A new app that may help diagnose cancer in patients early by using information about symptoms, signs and images of what to look out for has been launched in the UK.
The app developed by the Scottish Centre for Enabling Technologies, based at the University of the West of Scotland, can be continually updated when the user is in a Wi-Fi zone, giving them the latest information as quickly as possible. It can also be used offline.
The app features a quick reference guide for health professionals, including information on symptoms, signs and images of what to look out for, BBC News reported.

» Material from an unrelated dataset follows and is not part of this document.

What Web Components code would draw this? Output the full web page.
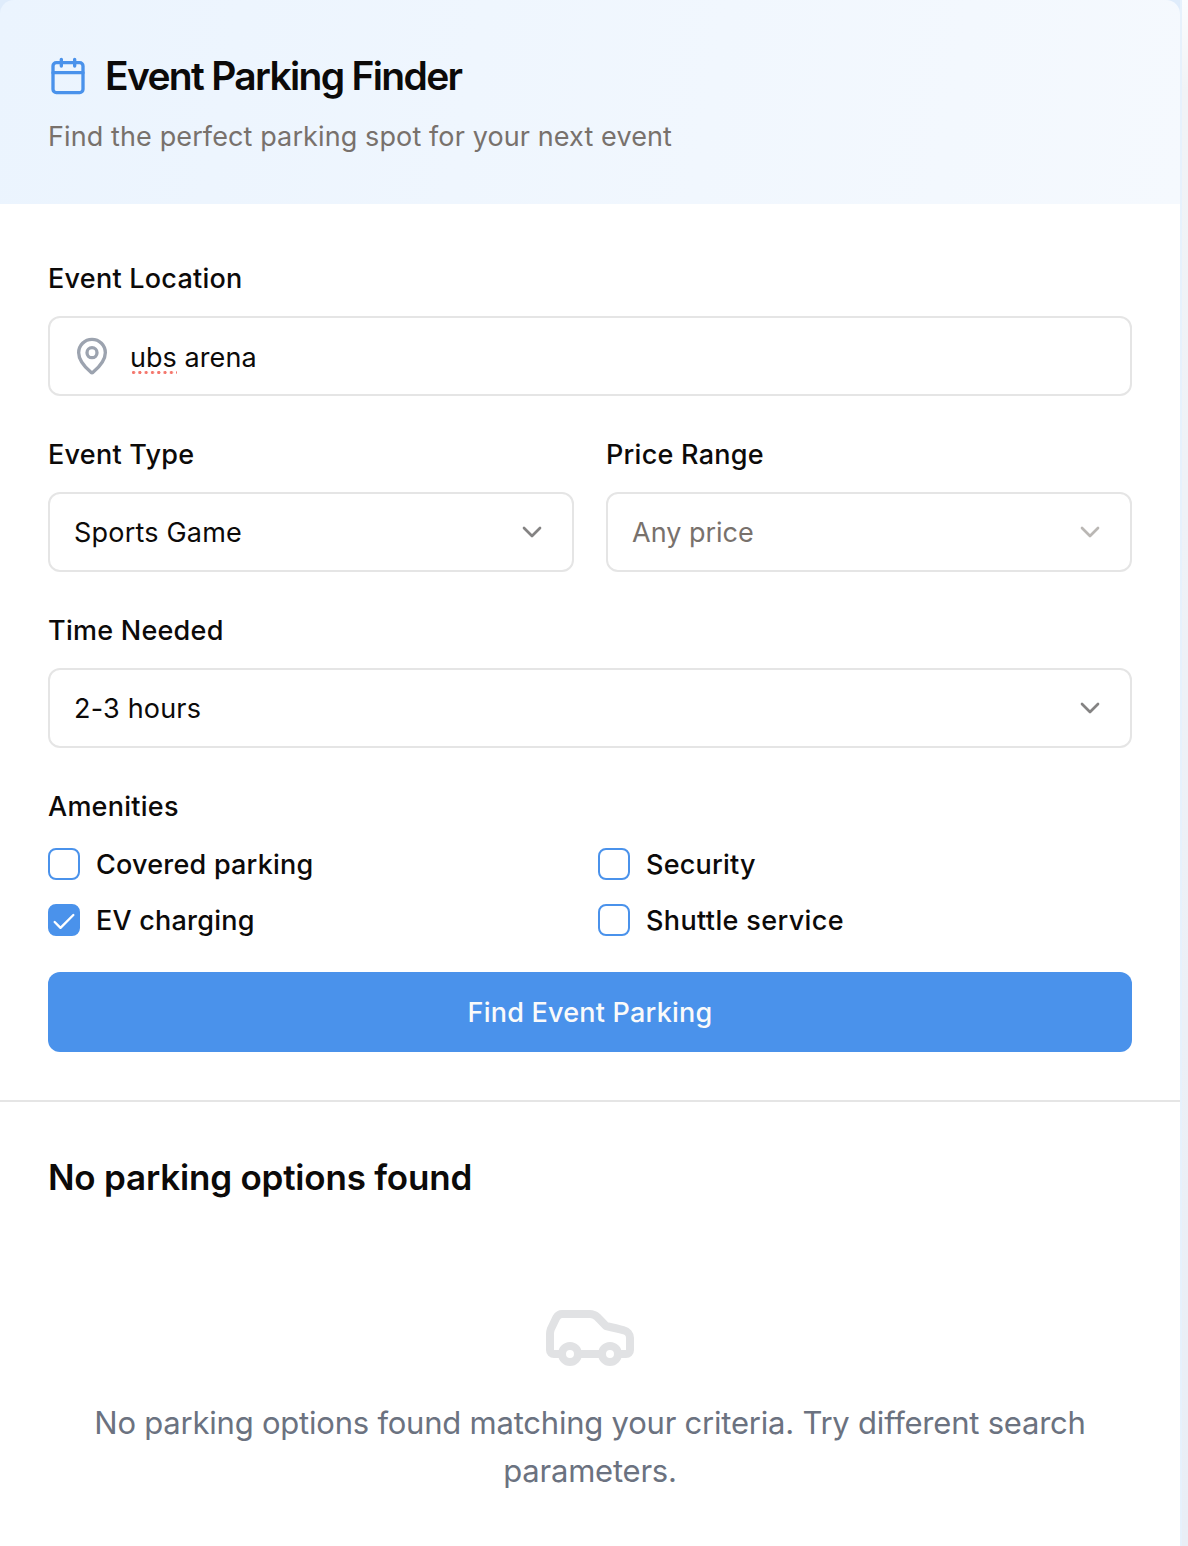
<!DOCTYPE html>
<html lang="en">
<head>
<meta charset="utf-8">
<title>Event Parking Finder</title>
<style>
html,body{margin:0;height:100%}
body{font-family:Inter,"Liberation Sans",sans-serif;color:#0c0a09;background:#fff;overflow:hidden;
--primary:#4a92eb;--muted:#78716c;--line:#e5e5e5}
</style>
</head>
<body>
<parking-finder></parking-finder>
<script>
const define = (name, html, init) => customElements.define(name, class extends HTMLElement {
  constructor() {
    super();
    const t = document.createElement('template');
    t.innerHTML = html;
    this.attachShadow({ mode: 'open' }).append(t.content.cloneNode(true));
  }
  connectedCallback() { if (init) init(this, this.shadowRoot); }
});

const icons = {
  calendar: '<rect x="3" y="4" width="18" height="18" rx="2"/><path d="M16 2v4M8 2v4M3 10h18"/>',
  pin: '<path d="M20 10c0 4.993-5.539 10.193-7.399 11.799a1 1 0 0 1-1.202 0C9.539 20.193 4 14.993 4 10a8 8 0 0 1 16 0"/><circle cx="12" cy="10" r="3"/>',
  chevron: '<path d="m6 9 6 6 6-6"/>',
  check: '<path d="M20 6 9 17l-5-5"/>',
  car: '<path d="M19 17h2c.6 0 1-.4 1-1v-3c0-.9-.7-1.7-1.5-1.9C18.7 10.6 16 10 16 10s-1.3-1.4-2.2-2.3c-.5-.4-1.1-.7-1.8-.7H5c-.6 0-1.1.4-1.4.9l-1.4 2.9A3.7 3.7 0 0 0 2 12v4c0 .6.4 1 1 1h2"/><circle cx="7" cy="17" r="2"/><path d="M9 17h6"/><circle cx="17" cy="17" r="2"/>'
};
define('line-icon', `<style>:host{display:block;flex:none;width:var(--size,40px);height:var(--size,40px)}
svg{display:block;width:100%;height:100%;fill:none;stroke:currentColor;stroke-width:2;stroke-linecap:round;stroke-linejoin:round}</style>
<svg viewBox="0 0 24 24"></svg>`, (el, root) => {
  root.querySelector('svg').innerHTML = icons[el.getAttribute('name')];
});

define('finder-header', `<style>
:host{display:flex;flex-direction:column;gap:13px;box-sizing:border-box;height:204px;padding:48px;border-radius:14px 14px 0 0;background:linear-gradient(100deg,#ebf4fe,#f5f9fe)}
div{display:flex;align-items:center;gap:17px;height:56px}
line-icon{color:var(--primary)}
h1{margin:0;font-size:39px;line-height:56px;font-weight:600;letter-spacing:-1.68px;white-space:nowrap}
p{margin:0;font-size:27px;line-height:40px;color:var(--muted);letter-spacing:.11px}
</style><div><line-icon name="calendar"></line-icon><h1><slot name="title"></slot></h1></div><p><slot></slot></p>`);

define('form-field', `<style>
:host{display:flex;flex-direction:column;gap:23px;flex:1;min-width:0}
label{padding-top:1px;font-size:27px;line-height:28px;font-weight:500;letter-spacing:.25px;white-space:nowrap}
</style><label></label><slot></slot>`, (el, root) => {
  root.querySelector('label').textContent = el.getAttribute('label');
});

define('text-box', `<style>
:host{display:flex;align-items:center;gap:18px;box-sizing:border-box;height:80px;padding:0 22px;border:2px solid var(--line);border-radius:12px;font-size:27px;line-height:40px;letter-spacing:.06px;white-space:nowrap}
line-icon{color:#9ca3af}
span{padding-top:3px}
</style><line-icon name="pin"></line-icon><span><slot></slot></span>`);

define('misspelled-word', `<style>
:host{display:inline-block;line-height:33px;background:radial-gradient(circle at 1.6px 1.5px,#f4776d 1.3px,transparent 1.9px) 2px 100%/6.3px 3px repeat-x}
</style><slot></slot>`);

define('select-box', `<style>
:host{display:flex;align-items:center;justify-content:space-between;box-sizing:border-box;height:80px;padding:0 24px;border:2px solid var(--line);border-radius:12px;font-size:27px;line-height:40px;letter-spacing:.2px;white-space:nowrap}
:host([placeholder]){color:var(--muted);letter-spacing:0}
span{padding-top:2px}
line-icon{--size:32px;opacity:.5}
</style><span><slot></slot></span><line-icon name="chevron"></line-icon>`);

define('check-option', `<style>
:host{display:flex;align-items:center;gap:16px;height:32px;font-size:27px;line-height:32px;font-weight:500;letter-spacing:var(--ls,.22px);white-space:nowrap}
span{padding-top:2px}
i{display:flex;box-sizing:border-box;width:32px;height:32px;border:2px solid var(--primary);border-radius:8px;color:#fff;padding:2px 0 0}
line-icon{--size:28px;display:none}
:host([checked]) i{background:var(--primary)}
:host([checked]) line-icon{display:block}
</style><i><line-icon name="check"></line-icon></i><span><slot></slot></span>`);

define('primary-button', `<style>
button{display:block;width:100%;height:80px;padding:2px 0 0;border:0;border-radius:12px;background:var(--primary);color:#fafafa;font:500 27px/40px Inter,"Liberation Sans",sans-serif;letter-spacing:.22px}
</style><button><slot></slot></button>`);

define('parking-form', `<style>
:host{display:flex;flex-direction:column;gap:44px;padding:60px 48px 48px;border-bottom:2px solid var(--line)}
.row{display:flex;gap:32px}
.grid{display:grid;grid-template-columns:1fr 1fr;gap:24px 16px;margin-top:4px}
.last{display:flex;flex-direction:column;gap:36px}
.wide{--ls:.36px}
</style>
<form-field label="Event Location"><text-box><misspelled-word>ubs</misspelled-word> arena</text-box></form-field>
<div class="row">
<form-field label="Event Type"><select-box>Sports Game</select-box></form-field>
<form-field label="Price Range"><select-box placeholder>Any price</select-box></form-field>
</div>
<form-field label="Time Needed"><select-box>2-3 hours</select-box></form-field>
<div class="last">
<form-field label="Amenities"><div class="grid">
<check-option>Covered parking</check-option><check-option>Security</check-option>
<check-option checked>EV charging</check-option><check-option class="wide">Shuttle service</check-option>
</div></form-field>
<primary-button>Find Event Parking</primary-button>
</div>`);

define('empty-results', `<style>
:host{display:block;padding:47px 48px}
h2{margin:0 0 1px;font-size:35px;line-height:56px;font-weight:600;letter-spacing:-.2px}
div{display:flex;flex-direction:column;align-items:center;gap:17px;padding-top:80px}
line-icon{--size:96px;color:#e1e2e4}
p{margin:0;font-size:31px;line-height:48px;color:#6b7280;text-align:center;letter-spacing:-.22px}
</style><h2><slot name="title"></slot></h2><div><line-icon name="car"></line-icon><p><slot></slot></p></div>`);

define('parking-finder', `<style>
:host{display:flex;height:1546px;background:linear-gradient(#fbfcfe,#f1f3f6 90px,#eff2f7 500px,#e9eef6)}
main{width:1180px;flex:none;background:linear-gradient(#dfecfb 30px,#fff 30px);border-right:2px solid #e7f1fc}
</style>
<main>
<finder-header><span slot="title">Event Parking Finder</span>Find the perfect parking spot for your next event</finder-header>
<parking-form></parking-form>
<empty-results><span slot="title">No parking options found</span>No parking options found matching your criteria. Try different search<br>parameters.</empty-results>
</main>`);
</script>
</body>
</html>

“This app, which has been developed in partnership with health professionals and patients, will make it easier and quicker for doctors, pharmacists and senior nurses to access information on referral for those suspected of having cancer,” said Scotland Health Secretary Shona Robison.
“The earlier a cancer is diagnosed and treated, the better the survival outcomes,” said Robison.
“Improving the number of patients diagnosed at an early stage will reduce premature deaths from cancer and have a positive effect on overall life expectancy,” she added.
In February, scientists announced they had designed a set of shape-shifting nanoparticles attached to strands of DNA that can deliver drugs directly to cancer cells, while minimising side effects such as hair loss and skin damage.
Many cancer drugs target fast-growing cells. Injected into a patient, they swirl around in the bloodstream acting on fast-growing cells wherever they find them. That includes tumours, but unfortunately also hair follicles, the lining of your digestive system, and your skin. The research was published in the journals PNAS and Science.